Repeat, exactly and only, the lines from the beginning of the data through the line with "</style></head><body>". Pictures are left out.

- - -

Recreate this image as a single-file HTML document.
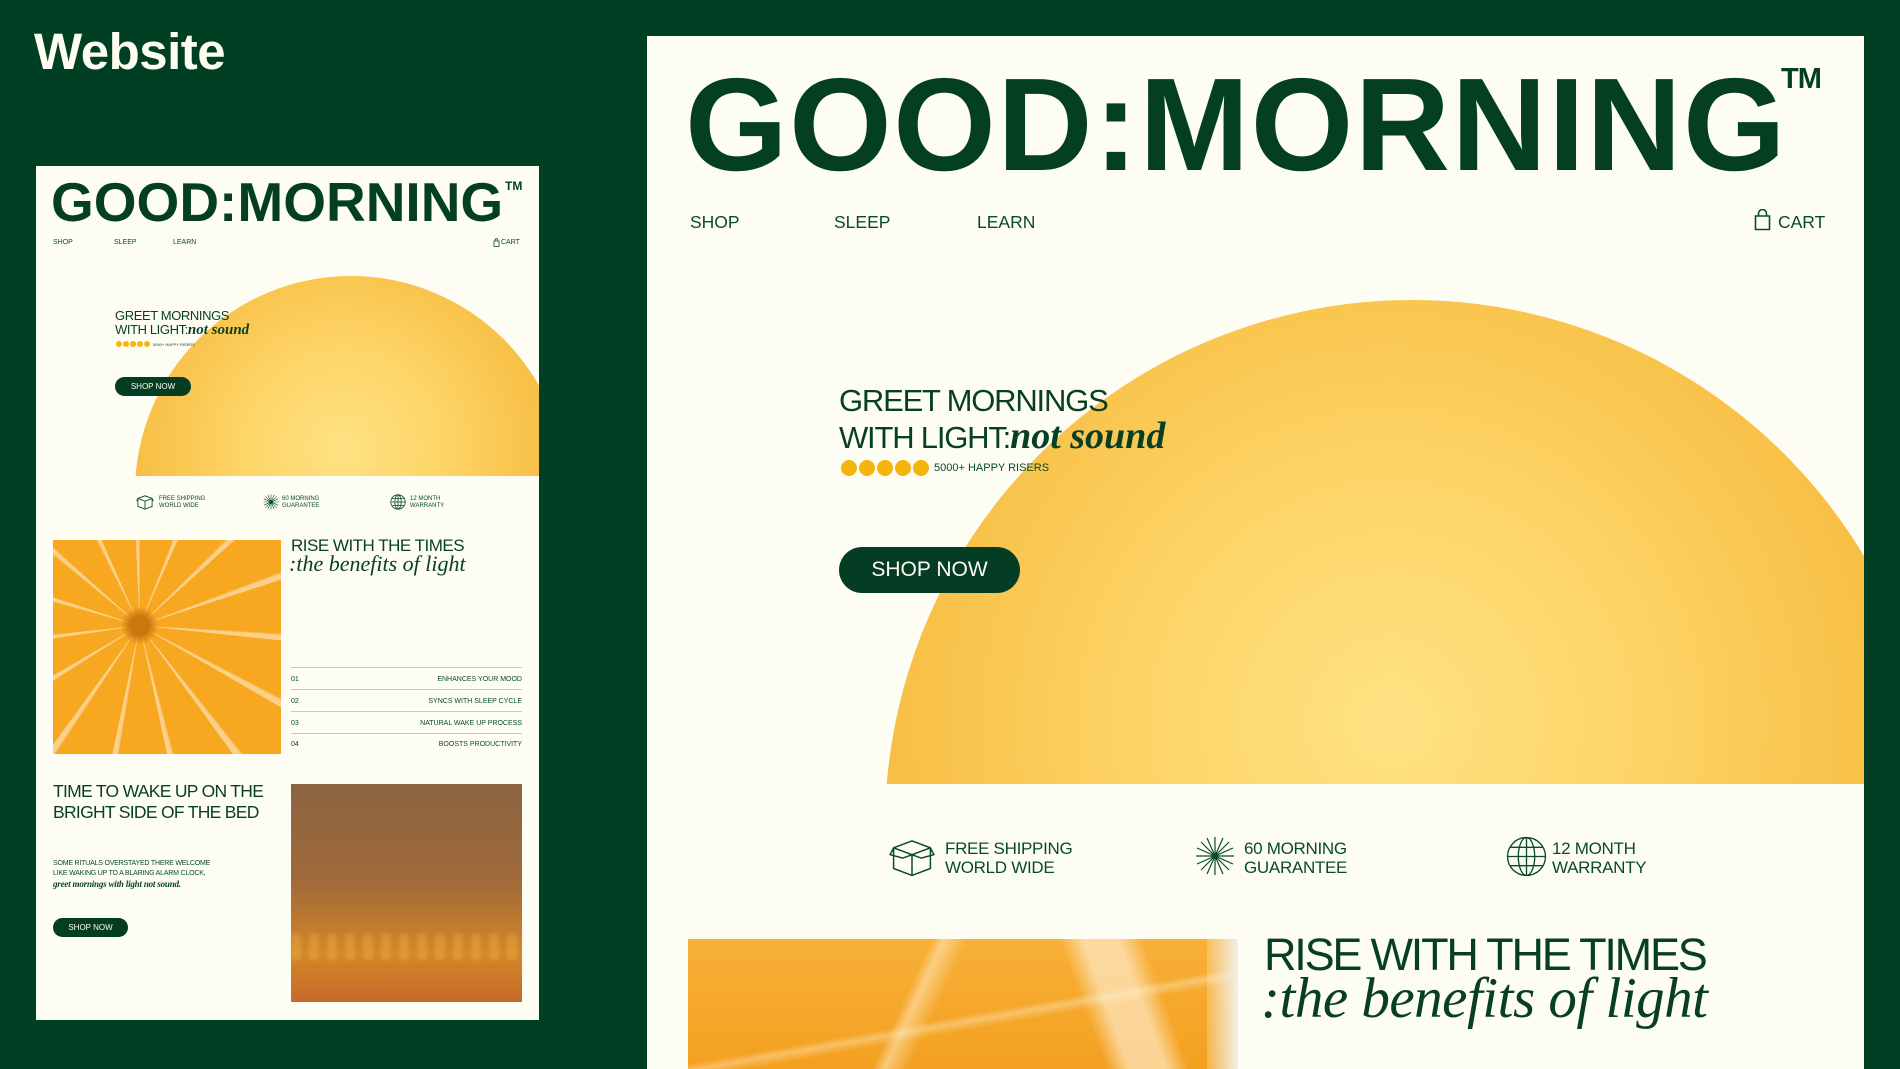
<!DOCTYPE html>
<html><head><meta charset="utf-8"><style>
*{margin:0;padding:0;box-sizing:border-box}
html,body{overflow:hidden}
body{width:1900px;height:1069px;background:#013f25;position:relative;overflow:hidden;font-family:"Liberation Sans",sans-serif;color:#0a4a2c}
.a{position:absolute;white-space:nowrap}
.card{position:absolute;background:#fdfdf3;overflow:hidden}
.g{color:#073f24}
.serif{font-family:"Liberation Serif",serif;font-style:italic}
.btn{position:absolute;background:#043d23;color:#fdfdf3;border-radius:40px;display:flex;align-items:center;justify-content:center}
.logo{font-weight:700;color:#053f23;line-height:1}
</style></head><body>

<div class="a" style="left:34px;top:22px;font-size:51px;font-weight:700;color:#fdfdf0;letter-spacing:-0.5px">Website</div>

<!-- LEFT CARD -->
<div class="card" style="left:36px;top:166px;width:503px;height:854px">
  <div class="a" style="left:0;top:0;width:503px;height:310px;overflow:hidden">
    <div style="position:absolute;left:99px;top:110px;width:432px;height:432px;border-radius:50%;background:radial-gradient(circle at 48% 40%,#fee283 0%,#fdd466 30%,#f7bd42 62%,#ee9f24 90%,#e99520 100%)"></div>
  </div>
  <div class="a logo" style="left:15px;top:9px;font-size:55px">GOOD:MORNING</div>
  <div class="a" style="left:469px;top:13px;font-size:12px;font-weight:700;color:#053f23">TM</div>
  <div class="a" style="left:17px;top:73px;font-size:7px">SHOP</div>
  <div class="a" style="left:78px;top:73px;font-size:7px">SLEEP</div>
  <div class="a" style="left:137px;top:73px;font-size:7px">LEARN</div>
  <svg class="a" style="left:457px;top:72px" width="7" height="9" viewBox="0 0 7 9"><path d="M1 3h5v5.5H1z M2.2 3V2a1.3 1.3 0 012.6 0v1" fill="none" stroke="#0a4a2c" stroke-width=".8"/></svg>
  <div class="a" style="left:465px;top:73px;font-size:7px">CART</div>
  <div class="a g" style="left:79px;top:143px;font-size:13px;line-height:14px;letter-spacing:-.4px">GREET MORNINGS<br>WITH LIGHT:<span class="serif" style="font-size:15px;font-weight:700;letter-spacing:0;line-height:1">not sound</span></div>
  <div class="a" style="left:80px;top:175px;display:flex;gap:1px;align-items:center"><i style="width:6px;height:6px;border-radius:50%;background:#f5b50e"></i><i style="width:6px;height:6px;border-radius:50%;background:#f5b50e"></i><i style="width:6px;height:6px;border-radius:50%;background:#f5b50e"></i><i style="width:6px;height:6px;border-radius:50%;background:#f5b50e"></i><i style="width:6px;height:6px;border-radius:50%;background:#f5b50e"></i><span style="font-size:4px;margin-left:2px">5000+ HAPPY RISERS</span></div>
  <div class="btn" style="left:79px;top:211px;width:76px;height:19px;font-size:8px">SHOP NOW</div>
  <svg class="a" style="left:100px;top:328px" width="18" height="16" viewBox="0 0 40 36"><path d="M4 10l16-6 16 6v18l-16 6-16-6z M4 10l16 6 16-6 M20 16v18 M4 10l-3 6 M36 10l3 6" fill="none" stroke="#0a4a2c" stroke-width="2"/></svg>
  <div class="a" style="left:123px;top:330px;font-size:6px;line-height:7px">FREE SHIPPING<br>WORLD WIDE</div>
  <svg class="a" style="left:227px;top:328px" width="16" height="16" viewBox="0 0 40 40"><g stroke="#0a4a2c" stroke-width="1.5"><path d="M20 1v38M1 20h38M6 6l28 28M34 6L6 34M12 2l16 36M28 2L12 38M2 12l36 16M2 28l36-16"/></g></svg>
  <div class="a" style="left:246px;top:330px;font-size:6px;line-height:7px">60 MORNING<br>GUARANTEE</div>
  <svg class="a" style="left:354px;top:328px" width="16" height="16" viewBox="0 0 40 40"><g fill="none" stroke="#0a4a2c" stroke-width="2"><circle cx="20" cy="20" r="18"/><ellipse cx="20" cy="20" rx="8" ry="18"/><path d="M20 2v36M2 20h36M5 11h30M5 29h30"/></g></svg>
  <div class="a" style="left:374px;top:330px;font-size:6px;line-height:7px">12 MONTH<br>WARRANTY</div>
  <div class="a" style="left:17px;top:374px;width:228px;height:214px;background:radial-gradient(circle at 38% 40%,#c9780e 0 5%,transparent 10%),repeating-conic-gradient(from 0deg at 38% 40%,#f7a820 0 21deg,#fbd08a 22deg 24deg),#f5a11c"></div>
  <div class="a g" style="left:255px;top:370px;font-size:17px;letter-spacing:-.5px">RISE WITH THE TIMES</div>
  <div class="a serif g" style="left:253px;top:385px;font-size:22px">:the benefits of light</div>
  <div class="a" style="left:255px;top:501px;width:231px;border-top:1.5px solid #b8cfc2"></div>
  <div class="a" style="left:255px;top:523px;width:231px;border-top:1.5px solid #b8cfc2"></div>
  <div class="a" style="left:255px;top:545px;width:231px;border-top:1.5px solid #b8cfc2"></div>
  <div class="a" style="left:255px;top:567px;width:231px;border-top:1.5px solid #b8cfc2"></div>
  <div class="a" style="left:255px;top:510px;width:231px;font-size:7px;display:flex;justify-content:space-between"><span>01</span><span>ENHANCES YOUR MOOD</span></div>
  <div class="a" style="left:255px;top:532px;width:231px;font-size:7px;display:flex;justify-content:space-between"><span>02</span><span>SYNCS WITH SLEEP CYCLE</span></div>
  <div class="a" style="left:255px;top:554px;width:231px;font-size:7px;display:flex;justify-content:space-between"><span>03</span><span>NATURAL WAKE UP PROCESS</span></div>
  <div class="a" style="left:255px;top:575px;width:231px;font-size:7px;display:flex;justify-content:space-between"><span>04</span><span>BOOSTS PRODUCTIVITY</span></div>
  <div class="a g" style="left:17px;top:615px;font-size:17.5px;line-height:21px;letter-spacing:-.7px">TIME TO WAKE UP ON THE<br>BRIGHT SIDE OF THE BED</div>
  <div class="a" style="left:17px;top:693px;font-size:7px;line-height:10px;letter-spacing:-.2px">SOME RITUALS OVERSTAYED THERE WELCOME<br>LIKE WAKING UP TO A BLARING ALARM CLOCK,<br><span class="serif" style="font-size:9px;font-weight:700;color:#073f24">greet mornings with light not sound.</span></div>
  <div class="btn" style="left:17px;top:752px;width:75px;height:19px;font-size:8px">SHOP NOW</div>
  <div class="a" style="left:255px;top:618px;width:231px;height:218px;background:linear-gradient(180deg,#8c6440 0%,#a06a3a 45%,#d38628 78%,#c56a2a 100%)">
    <div style="position:absolute;left:0;top:150px;width:231px;height:26px;background:repeating-linear-gradient(90deg,rgba(255,210,90,.5) 0 10px,transparent 10px 18px);opacity:.5;filter:blur(2px)"></div>
  </div>
</div>

<!-- BIG PANEL -->
<div class="card" style="left:647px;top:36px;width:1217px;height:1033px">
  <div class="a" style="left:0;top:0;width:1217px;height:748px;overflow:hidden">
    <div style="position:absolute;left:238px;top:264px;width:1054px;height:1054px;border-radius:50%;background:radial-gradient(circle at 48% 40%,#fee283 0%,#fdd466 30%,#f7bd42 62%,#ee9f24 90%,#e99520 100%)"></div>
  </div>
  <div class="a logo" style="left:38px;top:23px;font-size:132px;letter-spacing:1.4px">GOOD:MORNING</div>
  <div class="a" style="left:1134px;top:27px;font-size:29px;font-weight:700;color:#053f23;letter-spacing:-1px">TM</div>
  <div class="a" style="left:43px;top:176px;font-size:17.5px">SHOP</div>
  <div class="a" style="left:187px;top:176px;font-size:17.5px">SLEEP</div>
  <div class="a" style="left:330px;top:176px;font-size:17.5px">LEARN</div>
  <svg class="a" style="left:1107px;top:173px" width="17" height="22" viewBox="0 0 17 22"><path d="M1.5 7h14v13.5h-14z M4.5 7V4.5a4 4 0 018 0V7" fill="none" stroke="#0a4a2c" stroke-width="1.6"/></svg>
  <div class="a" style="left:1131px;top:176px;font-size:17.5px">CART</div>
  <div class="a g" style="left:192px;top:348px;font-size:31px;line-height:33px;letter-spacing:-1.2px">GREET MORNINGS<br>WITH LIGHT:<span class="serif" style="font-size:38px;font-weight:700;letter-spacing:0;line-height:1">not sound</span></div>
  <div class="a" style="left:194px;top:424px;display:flex;gap:2px;align-items:center"><i style="width:16px;height:16px;border-radius:50%;background:#f5b50e"></i><i style="width:16px;height:16px;border-radius:50%;background:#f5b50e"></i><i style="width:16px;height:16px;border-radius:50%;background:#f5b50e"></i><i style="width:16px;height:16px;border-radius:50%;background:#f5b50e"></i><i style="width:16px;height:16px;border-radius:50%;background:#f5b50e"></i><span style="font-size:11px;margin-left:3px">5000+ HAPPY RISERS</span></div>
  <div class="btn" style="left:192px;top:511px;width:181px;height:46px;font-size:21px">SHOP NOW</div>

  <svg class="a" style="left:242px;top:800px" width="46" height="42" viewBox="0 0 40 36"><path d="M4 10l16-6 16 6v18l-16 6-16-6z M4 10l16 6 16-6 M20 16v18 M4 10l-3 6 11 3 8-3 M36 10l3 6-11 3-8-3" fill="none" stroke="#0a4a2c" stroke-width="1.3"/></svg>
  <div class="a" style="left:298px;top:803px;font-size:17px;line-height:19px;letter-spacing:-.3px">FREE SHIPPING<br>WORLD WIDE</div>
  <svg class="a" style="left:548px;top:800px" width="40" height="40" viewBox="0 0 40 40"><g stroke="#0a4a2c" stroke-width="1.2"><path d="M20 1v38M1 20h38M6 6l28 28M34 6L6 34M12 2l16 36M28 2L12 38M2 12l36 16M2 28l36-16"/></g></svg>
  <div class="a" style="left:597px;top:803px;font-size:17px;line-height:19px;letter-spacing:-.3px">60 MORNING<br>GUARANTEE</div>
  <svg class="a" style="left:859px;top:800px" width="41" height="41" viewBox="0 0 40 40"><g fill="none" stroke="#0a4a2c" stroke-width="1.3"><circle cx="20" cy="20" r="18.5"/><ellipse cx="20" cy="20" rx="8" ry="18.5"/><path d="M20 1.5v37M1.5 20h37M4.5 11h31M4.5 29h31"/></g></svg>
  <div class="a" style="left:905px;top:803px;font-size:17px;line-height:19px;letter-spacing:-.3px">12 MONTH<br>WARRANTY</div>

  <div class="a" style="left:41px;top:903px;width:550px;height:130px;background:linear-gradient(115deg,transparent 0 40%,rgba(255,240,210,.5) 42%,transparent 46%),linear-gradient(70deg,transparent 0 70%,rgba(255,245,225,.6) 74% 80%,transparent 84%),linear-gradient(170deg,transparent 0 55%,rgba(255,235,200,.4) 58%,transparent 62%),linear-gradient(180deg,#f7b038,#f4a020)"></div>
  <div class="a" style="left:560px;top:903px;width:31px;height:130px;background:linear-gradient(90deg,rgba(255,250,240,.2),#f3f0e6)"></div>
  <div class="a g" style="left:617px;top:893px;font-size:45px;letter-spacing:-2.2px">RISE WITH THE TIMES</div>
  <div class="a serif g" style="left:614px;top:930px;font-size:57px;letter-spacing:-.5px">:the benefits of light</div>
</div>
</body></html>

- - -

Result of the exercise:
Recreate this image as a single-file HTML document.
<!DOCTYPE html>
<html><head><meta charset="utf-8"><style>
*{margin:0;padding:0;box-sizing:border-box}
html,body{overflow:hidden}
body{width:1900px;height:1069px;background:#013f25;position:relative;overflow:hidden;font-family:"Liberation Sans",sans-serif;color:#0a4a2c}
.a{position:absolute;white-space:nowrap}
.card{position:absolute;background:#fdfdf3;overflow:hidden}
.g{color:#073f24}
.serif{font-family:"Liberation Serif",serif;font-style:italic}
.btn{position:absolute;background:#043d23;color:#fdfdf3;border-radius:40px;display:flex;align-items:center;justify-content:center}
.logo{font-weight:700;color:#053f23;line-height:1}
</style></head><body>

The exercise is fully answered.